Entraining your body to know that stability and safety are found in relaxation before you ever get on the horse is one of the great benefits of these exercises, making it much easier to persuade the horse of the same. Keep in mind:

• That your shoulders, elbows and wrists need to be relaxed and in their right place
• That the snaffle should hang loosely, each side able to move independently of the other

If you lose your balance on the trampoline, chances are you are tensing up. If the snaffle bit becomes stiff and ‘V’-shaped, you are pulling with both hands. That the combination of pressure and pain upsets the horse, destroying all you have gained with finesse. Keep practicing until your balance is secure and you handle the reins with delicacy. One test of horsemanship was to ride with reins made out of paper and thread. Trying this can open your eyes to just how sensitive a horse’s mouth can be, but for the most part just remember that:

• Your bit should be mild
• Your hands should be bare
• Your reins should be thin plain supple leather

Heavy, thick, textured, braided, rubbery, and/or stiff reins make subtle movements near impossible. Gloves are also an unnecessary hindrance, dulling your fine touch. If you need gloves to protect your hands while you ride, you are not only pulling on the reins hard enough to damage your own skin, you are pulling hard enough to damage the horse.
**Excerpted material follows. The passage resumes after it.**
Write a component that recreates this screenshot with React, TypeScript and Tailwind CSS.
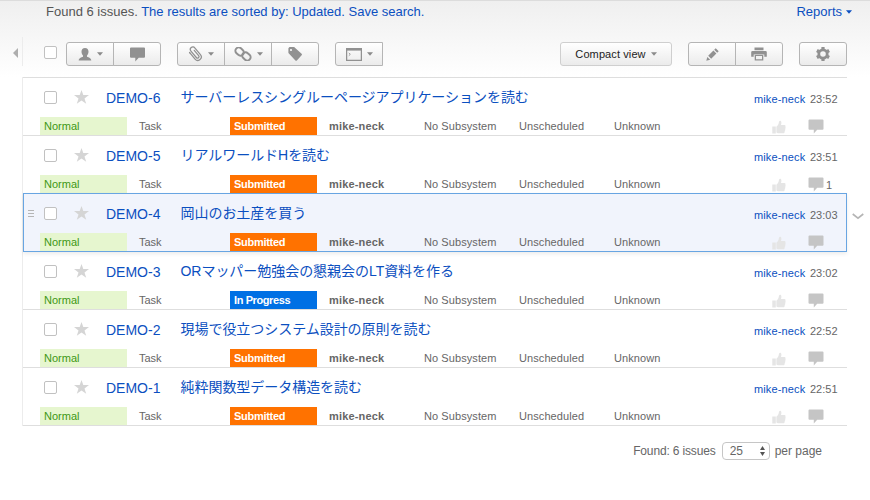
import type { ReactNode } from 'react';

type Issue = {
  id: string;
  title: string;
  time: string;
  state: 'Submitted' | 'In Progress';
  comments?: number;
  selected?: boolean;
};

const issues: Issue[] = [
  { id: 'DEMO-6', title: 'サーバーレスシングルーページアプリケーションを読む', time: '23:52', state: 'Submitted' },
  { id: 'DEMO-5', title: 'リアルワールドHを読む', time: '23:51', state: 'Submitted', comments: 1 },
  { id: 'DEMO-4', title: '岡山のお土産を買う', time: '23:03', state: 'Submitted', selected: true },
  { id: 'DEMO-3', title: 'ORマッパー勉強会の懇親会のLT資料を作る', time: '23:02', state: 'In Progress' },
  { id: 'DEMO-2', title: '現場で役立つシステム設計の原則を読む', time: '22:52', state: 'Submitted' },
  { id: 'DEMO-1', title: '純粋関数型データ構造を読む', time: '22:51', state: 'Submitted' },
];

function Caret({ className = 'text-[#8a8a8a]' }: { className?: string }) {
  return (
    <svg width="6" height="4" viewBox="0 0 6 4" className={className}>
      <path d="M0 .3h6L3 3.800z" fill="currentColor" />
    </svg>
  );
}

function Bubble({ w = 16, h = 15 }: { w?: number; h?: number }) {
  return (
    <svg width={w} height={h} viewBox="0 0 16 15" fill="currentColor">
      <path d="M1.500.5h13a1 1 0 0 1 1 1v8.300a1 1 0 0 1-1 1H9.200L5.800 14.600v-3.800H1.500a1 1 0 0 1-1-1V1.500a1 1 0 0 1 1-1z" />
    </svg>
  );
}

function PersonIcon() {
  return (
    <svg width="14" height="13" viewBox="0 0 14 13" fill="currentColor">
      <path d="M7 0c2.300 0 3.500 1.500 3.500 3.600 0 1.500-.6 3.200-1.500 4v1.100c1.600.7 4.300 1.300 4.300 3.900H.7c0-2.600 2.700-3.200 4.300-3.900V7.600c-.9-.8-1.500-2.500-1.500-4C3.500 1.500 4.700 0 7 0z" />
    </svg>
  );
}

function ClipIcon() {
  return (
    <svg width="15" height="16" viewBox="0 0 15 16" fill="none" stroke="currentColor" strokeWidth="1.250" strokeLinecap="round">
      <g transform="rotate(-40 7.500 8)">
        <path d="M3.900 4.200v7.400a3.500 3.500 0 0 0 7 0V2.800a2.500 2.500 0 0 0-5 0v8.400a1.500 1.500 0 0 0 3 0V4.400" />
        <path d="M3.900 4.200V3" />
      </g>
    </svg>
  );
}

function LinkIcon() {
  return (
    <svg width="18" height="14" viewBox="0 0 18 14" fill="none" stroke="currentColor" strokeWidth="2">
      <rect x="1.100" y="1.300" width="9" height="6.600" rx="3.300" transform="rotate(42 5.600 4.600)" />
      <rect x="7.900" y="6.100" width="9" height="6.600" rx="3.300" transform="rotate(42 12.400 9.400)" />
    </svg>
  );
}

function TagIcon() {
  return (
    <svg width="14" height="14" viewBox="0 0 14 14" fill="currentColor" fillRule="evenodd">
      <path d="M1.500 0h4.600l7.500 6.800c.5.500.5 1 0 1.500l-4.700 5.100c-.5.500-1 .5-1.500 0L.4 6V1.300zM3 1.900a1.100 1.100 0 1 0 0 2.200 1.100 1.100 0 0 0 0-2.200z" />
    </svg>
  );
}

function ConsoleIcon() {
  return (
    <svg width="16" height="13" viewBox="0 0 16 13" fill="none" stroke="currentColor">
      <path d="M.6 1v11.300h14.800V1" strokeWidth="1.300" />
      <path d="M0 1.300h16" strokeWidth="2.600" />
      <path d="M2.800 5l1.500 1.300-1.500 1.400" strokeWidth=".9" />
    </svg>
  );
}

function PencilIcon() {
  return (
    <svg width="13" height="13" viewBox="0 0 13 13" fill="currentColor">
      <path d="M9.700.3l3 3-1.500 1.500-3-3zM7.400 2.600l3 3-5.200 5.200-3-3zM1.300 8.900l2.900 2.900L.3 12.800z" />
    </svg>
  );
}

function PrinterIcon() {
  return (
    <svg width="16" height="14" viewBox="0 0 16 14" fill="currentColor" fillRule="evenodd">
      <path d="M3.500.5h9v2.800h-9zM1.500 4h13A1.300 1.300 0 0 1 15.800 5.300V9.800h-2.500V7.500H2.700v2.300H.2V5.300A1.300 1.300 0 0 1 1.500 4zM3.700 8h8.600v5.500H3.700zm1.300 1v3.200h6V9z" />
    </svg>
  );
}

function GearIcon() {
  return (
    <svg width="14" height="14" viewBox="0 0 14 14" fill="none" stroke="currentColor">
      <circle cx="7" cy="7" r="4.200" strokeWidth="2.800" />
      <path d="M7 0v2M7 12v2M.9 3.500l1.700 1M11.400 9.500l1.700 1M.9 10.500l1.700-1M11.400 4.500l1.700-1" strokeWidth="3.200" />
    </svg>
  );
}

function ThumbIcon() {
  return (
    <svg width="14" height="14" viewBox="0 0 14 14" fill="currentColor">
      <path d="M.3 6.500h3.500v7H.3zM4.400 6.800C6 5.700 6.600 4.200 7 1.800 7.300.4 9.400.5 9.400 2.500c0 1.100-.2 1.800-.5 2.500h3.400c1.300 0 1.600 1.200 1 2 .6.700.4 1.600-.2 2 .4.700.2 1.500-.4 1.900.2 1.200-.5 2.400-1.700 2.400H6.600c-1 0-1.500-.4-2.200-.7z" />
    </svg>
  );
}

function Button({ children, className = '' }: { children: ReactNode; className?: string }) {
  return (
    <button
      className={`flex h-6 shrink-0 items-center justify-center gap-[5px] border border-[#b5b5b5] bg-linear-to-b from-white to-[#ebebeb] text-[#919191] ${className}`}
    >
      {children}
    </button>
  );
}

function Checkbox() {
  return <span className="h-[13px] w-[13px] shrink-0 rounded-[2px] border border-[#c1c1c1] bg-white" />;
}

function IssueRow({ issue }: { issue: Issue }) {
  const frame = issue.selected
    ? '-mt-px h-[59px] border border-[#68a5e2] bg-[#f1f4fc] shadow-[0_2px_4px_rgba(0,0,0,0.08)]'
    : 'h-[58px] border-b border-[#dedede] px-px';
  const stateColor =
    issue.state === 'Submitted' ? 'bg-[#ff7200] tracking-[-0.280px]' : 'bg-[#0070e4] tracking-[-0.400px]';
  return (
    <div className={`relative ${frame}`}>
      <div className="flex h-[39px] items-center">
        <div className="flex w-5 shrink-0 items-center pl-[4px]">
          {issue.selected && (
            <span className="flex flex-col gap-[2px]">
              <i className="h-px w-1.5 bg-[#b5b5b5]" />
              <i className="h-px w-1.5 bg-[#b5b5b5]" />
              <i className="h-px w-1.5 bg-[#b5b5b5]" />
            </span>
          )}
        </div>
        <Checkbox />
        <svg width="15" height="14" viewBox="0 0 15 14" className="mb-[2px] ml-[17px] shrink-0 text-[#d5d5d5]">
          <path d="M7.500 0l1.800 5.100H15l-4.500 3.300 1.700 5.300-4.700-3.300-4.700 3.300 1.700-5.300L0 5.100h5.700z" fill="currentColor" />
        </svg>
        <a className="ml-[17px] w-[74.500px] shrink-0 text-[14px] leading-5 text-[#0b4fc0]">{issue.id}</a>
        <a className="flex-1 pb-px text-[14px] leading-5 tracking-[-0.040px] whitespace-nowrap text-[#0b4fc0]">{issue.title}</a>
        <div className="flex w-[92px] shrink-0 pt-[2px] text-[11px] leading-4">
          <a className="w-14 tracking-[0.130px] text-[#0b4fc0]">mike-neck</a>
          <span className="text-[#666]">{issue.time}</span>
        </div>
      </div>
      <div className="flex h-[18px] items-center gap-2 pl-4 text-[11px] leading-[18px] text-[#666]">
        <span className="w-[87px] bg-[#e6f6cf] pl-1 text-[#409814]">Normal</span>
        <span className="w-[87px] pl-1">Task</span>
        <span className={`w-[87px] pl-1 font-bold text-white ${stateColor}`}>{issue.state}</span>
        <span className="w-[87px] pl-1 font-bold tracking-[0.160px]">mike-neck</span>
        <span className="w-[87px] pl-1 tracking-[0.080px] whitespace-nowrap">No Subsystem</span>
        <span className="w-[87px] pl-1 tracking-[0.080px]">Unscheduled</span>
        <span className="w-[87px] pl-1 tracking-[0.080px]">Unknown</span>
        <span className="ml-[67px] pt-px text-[#e5e5e5]">
          <ThumbIcon />
        </span>
        <span className="ml-[14px] flex items-center gap-[2px] pt-px text-[#c5c5c5]">
          <Bubble />
          {issue.comments && <span className="leading-[14px] text-[#666]">{issue.comments}</span>}
        </span>
      </div>
      {issue.selected && (
        <svg width="12" height="7" viewBox="0 0 12 7" className="absolute top-[19px] -right-[18px]" fill="none" stroke="#b5b5b5" strokeWidth="1.600">
          <path d="M.7 1L6 5.200 11.300 1" />
        </svg>
      )}
    </div>
  );
}

export default function App() {
  return (
    <div className="h-[500px] w-[870px] overflow-hidden bg-white font-['Liberation_Sans','Noto_Sans_CJK_JP',sans-serif]">
      <header className="flex h-[77px] flex-col border-t border-[#dcdcdc] bg-linear-to-b from-[#efefef] to-white">
        <div className="flex h-[22px] items-center justify-between pr-[18px] pl-[46px] text-[13px] text-[#0b4fc0]">
          <p>
            <span className="text-[#555]">Found 6 issues.</span> The results are sorted by: Updated. Save search.
          </p>
          <a className="flex items-center gap-[4px]">
            Reports <Caret className="text-[#0b4fc0]" />
          </a>
        </div>
        <div className="mt-[14px] flex h-10 items-start">
          <svg width="5" height="10" viewBox="0 0 5 10" className="mt-[11px] ml-[13px]" fill="#aeaeae">
            <path d="M5 0v10L0 5z" />
          </svg>
          <div className="ml-1 flex flex-1 items-center border-l border-[#ececec] pt-[5px] pl-[21px]">
            <span className="flex pb-[3px]">
              <Checkbox />
            </span>
            <Button className="ml-[9px] w-12 rounded-l-[3px]"><PersonIcon /><Caret /></Button>
            <Button className="-ml-px w-12 rounded-r-[3px]"><Bubble w={17} /></Button>
            <Button className="ml-4 w-12 rounded-l-[3px]"><ClipIcon /><Caret /></Button>
            <Button className="-ml-px w-12 rounded-none"><LinkIcon /><Caret /></Button>
            <Button className="-ml-px w-12 rounded-r-[3px]"><TagIcon /></Button>
            <Button className="ml-4 w-12 rounded-l-[3px]"><ConsoleIcon /><Caret /></Button>
            <Button className="ml-auto w-28 rounded-[3px] border-[#cfcfcf]">
              <span className="text-[11px] tracking-[0.100px] text-[#222]">Compact view</span><Caret />
            </Button>
            <Button className="ml-4 w-12 rounded-l-[3px]"><PencilIcon /></Button>
            <Button className="-ml-px w-12 rounded-r-[3px]"><PrinterIcon /></Button>
            <Button className="mr-[23px] ml-4 w-12 rounded-[3px]"><GearIcon /></Button>
          </div>
        </div>
      </header>
      <main className="ml-[22px] w-[825px] border-l border-[#ececec]">
        <div className="h-px bg-[#dedede]" />
        {issues.map((issue) => (
          <IssueRow key={issue.id} issue={issue} />
        ))}
      </main>
      <footer className="mt-4 flex h-[18px] items-center justify-end pr-12 text-[12px] text-[#666]">
        <span className="tracking-[-0.150px]">Found: 6 issues</span>
        <span className="mr-[5px] ml-[6px] flex h-[18px] w-12 items-center justify-between rounded-[4px] border border-[#c6c6c6] pr-1 pl-[7px]">
          25
          <svg width="5" height="10" viewBox="0 0 5 10" fill="#555">
            <path d="M2.500 0L5 4H0zM0 6h5l-2.500 4z" />
          </svg>
        </span>
        <span>per page</span>
      </footer>
    </div>
  );
}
You are also causing yourself unnecessary difficulties for as Baucher cautions:

It is, then, in vain
that we attach to the reins,
and place in the horse’s mouth
a more or less murderous instrument;
he will remain insensible to our efforts
as long as we do not communicate suppleness to him,
which alone can enable him to yield.

Baucher, F. (2011-12-06).
New Method of Horsemanship
Including the Breaking and Training of Horses,
with Instructions for Obtaining a Good Seat.
(Kindle Location 570-572). . Kindle Edition.

Coordinating the use of both hands with the aids of the legs and seat opens the doors to the many moves of High School dressage, but you will never get there if you do not lighten up and listen to the horse.